Mark Whitacre spent three years working undercover to put a ring of thieves behind bars. He then spent nearly nine years in prison for stealing from the very thieves he helped convict.
In his March 18 presentation, “When Good Leaders Lose Their Way,” Whitacre spoke to a group of about 50 students and professionals in the University Commons Conference Room about how it all happened and what others could learn from his experiences.
“I came to a fork in the road at age 32, and I made the wrong decision,” he said to the audience. “This is going to be a story of what not to do.”
In the early ‘90s, Whitacre was an executive at Archer Daniels Midland, a food distribution company that specializes in raw ingredients such as sweeteners, grains and oils.
Whitacre said that shortly after joining the company, he learned that many of the senior executives were price-fixing, or illegally partnering with other companies to drive up the prices of goods and services.
Before long, Whitacre was drawn into the price-fixing scam. He said he convinced himself that it was OK because no one else seemed to think it was wrong.
“The path I was taking was rationalizing,” he said. “Fraudsters can’t look themselves in the mirror and admit they do fraud. They rationalize it to themselves.”
Whitacre said he had known about the price fixing for about seven months when FBI agents arrived at ADM offices.
Ironically, the agents were there to help the company with a security issue, not investigate any wrongdoing. However, their presence made Whitacre anxious, so he discussed the situation with his wife, Ginger.
Within an hour she convinced him to contact the FBI agents and confess.
Whitacre said the agents agreed not to prosecute him if he helped them build a case against the other executives, so from 1992 until 1995, he lived a double life as an FBI informant.
Before work, Whitacre would visit his FBI handlers so they could outfit him with hidden tape recorders and then go to ADM and conduct business as usual.
A few times a week, he would meet the agents after work and give them the tapes that would eventually be used to prosecute his friends and co-workers.
“I had two jobs,” he said in the presentation. “I would build the company up by day and tear it down at night.”
Whitacre said the stress of the situation took a heavy toll on him mentally, but through it all, his main motivation was greed. He imagined that after the FBI cleaned house, he would continue his ascent up the company ladder and eventually become the president of ADM.
He had been wearing the wire for two years when a conversation with Ginger helped him realize that he had no future with the company once he was revealed to be a whistle-blower.
Whitacre said he began to wonder if anyone would ever hire him again and how he would pay for his expensive home and cars. He said he then decided that since everyone else at ADM was stealing, he should just take the money he needed.
Whitacre began sending fake invoices to ADM, and then writing checks to cover the invoices and cashing them himself.

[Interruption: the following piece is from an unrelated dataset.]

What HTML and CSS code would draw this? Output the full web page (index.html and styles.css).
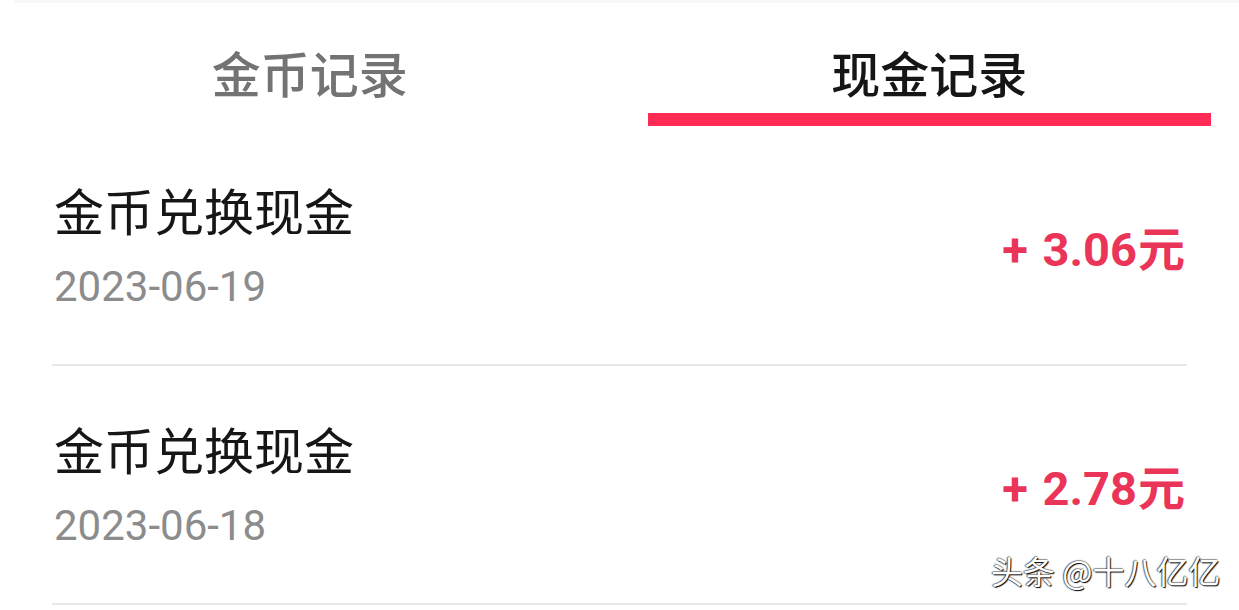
FILE: index.html
```html
<!DOCTYPE html>
<html lang="zh-CN">
<head>
<meta charset="utf-8">
<title>现金记录</title>
<link rel="stylesheet" href="styles.css">
</head>
<body>
<div class="page">
  <div class="topline"></div>
  <div class="tabs">
    <div class="tab"><span class="tab-label">金币记录</span></div>
    <div class="tab active"><span class="tab-label">现金记录</span><span class="tab-bar"></span></div>
  </div>
  <ul class="records">
    <li class="record">
      <div class="info">
        <div class="title">金币兑换现金</div>
        <div class="date">2023-06-19</div>
      </div>
      <div class="amount">+ 3.06<span class="unit">元</span></div>
    </li>
    <li class="record">
      <div class="info">
        <div class="title">金币兑换现金</div>
        <div class="date">2023-06-18</div>
      </div>
      <div class="amount">+ 2.78<span class="unit">元</span></div>
    </li>
  </ul>
  <div class="watermark">头条 @十八亿亿</div>
</div>
</body>
</html>
```

FILE: styles.css
```css
* { box-sizing: border-box; }
html, body {
  margin: 0;
  padding: 0;
  background: #ffffff;
}
body {
  font-family: Roboto, "Noto Sans CJK SC", "Noto Sans", sans-serif;
  width: 1239px;
  height: 610px;
  overflow: hidden;
}
.page {
  position: relative;
  width: 1239px;
  height: 610px;
}
.topline {
  height: 3px;
  margin-left: 14px;
  background: #f7f7f7;
}
.tabs {
  display: flex;
  height: 124px;
}
.tab {
  flex: 1;
  display: flex;
  flex-direction: column;
  align-items: center;
  padding: 0 28px;
}
.tab-label {
  font-family: "Noto Sans CJK SC", sans-serif;
  font-size: 49px;
  line-height: 49px;
  margin-top: 44px;
  color: #737373;
  font-weight: 500;
}
.tab.active .tab-label {
  color: #161616;
}
.tab-bar {
  display: block;
  align-self: stretch;
  height: 13px;
  margin-top: 17px;
  background: #fe2c55;
}
.records {
  list-style: none;
  margin: 0;
  padding: 0 52px;
}
.record {
  display: flex;
  align-items: center;
  justify-content: space-between;
  height: 239px;
  border-bottom: 2px solid #e8e8e8;
  padding: 0 2px 0 2px;
}
.info {
  display: flex;
  flex-direction: column;
}
.title {
  font-family: "Noto Sans CJK SC", sans-serif;
  font-size: 50px;
  line-height: 56px;
  color: #161616;
}
.date {
  font-family: Roboto, sans-serif;
  font-size: 42px;
  line-height: 48px;
  margin-top: 26px;
  color: #8c8c8c;
}
.amount {
  font-family: Roboto, sans-serif;
  font-weight: 700;
  font-size: 47px;
  color: #ea3559;
  line-height: 50px;
  margin-top: 4px;
  word-spacing: 3px;
}
.unit {
  font-family: "Noto Sans CJK SC", sans-serif;
  font-weight: 700;
  margin-left: 1px;
}
.watermark {
  position: absolute;
  left: 991px;
  top: 550px;
  font-family: "Noto Sans CJK SC", sans-serif;
  font-size: 32px;
  line-height: 40px;
  color: #ffffff;
  text-shadow: 1px 1px 1px #000, -1px 0 1px rgba(0,0,0,0.6), 0 -1px 1px rgba(0,0,0,0.4);
  white-space: nowrap;
}
```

He said he eventually stole the equivalent of three years’ salary, $9 million.
“I thought that would get me back on my feet, and I would be able to live at the same standard of living that I felt like I deserved,” he said in his presentation.
Whitacre said that decision ultimately derailed his life. His thefts were discovered during the price-fixing trial, and he lost his immunity from prosecution. Whitacre spent eight years and eight months in federal prisons, including a stint at Saufley Field in Pensacola.
Whitacre said that his family stayed by his side throughout his entire prison sentence, and their understanding helped him realize there is more to life than material things.
“It’s amazing they’ve forgiven me,” he said. “It took me going to prison to really listen and get to know them.”
Since being released from prison in 2006, Whitacre has become the chief operating officer and president of operations for Cypress Systems, a biotechnology company in California. His experiences wearing the wire were the subject of the 2009 film, “The Informant,” starring Matt Damon as Whitacre.
Whitacre said that he is using his freedom to teach ethics and social responsibility in the business world.
“My objective is that you leave here today with more passion than you’ve ever had in your life to do the right thing,” Whitacre said to the crowd.
Whitacre’s visit was sponsored by the College of Business, and many business students were on hand to hear his message.
Kenny Gray, a junior pursuing a B.S.B.A in management, said he got the message loud and clear.
“Always make the right decision, or it can cost you a lot more than you think,” Gray said.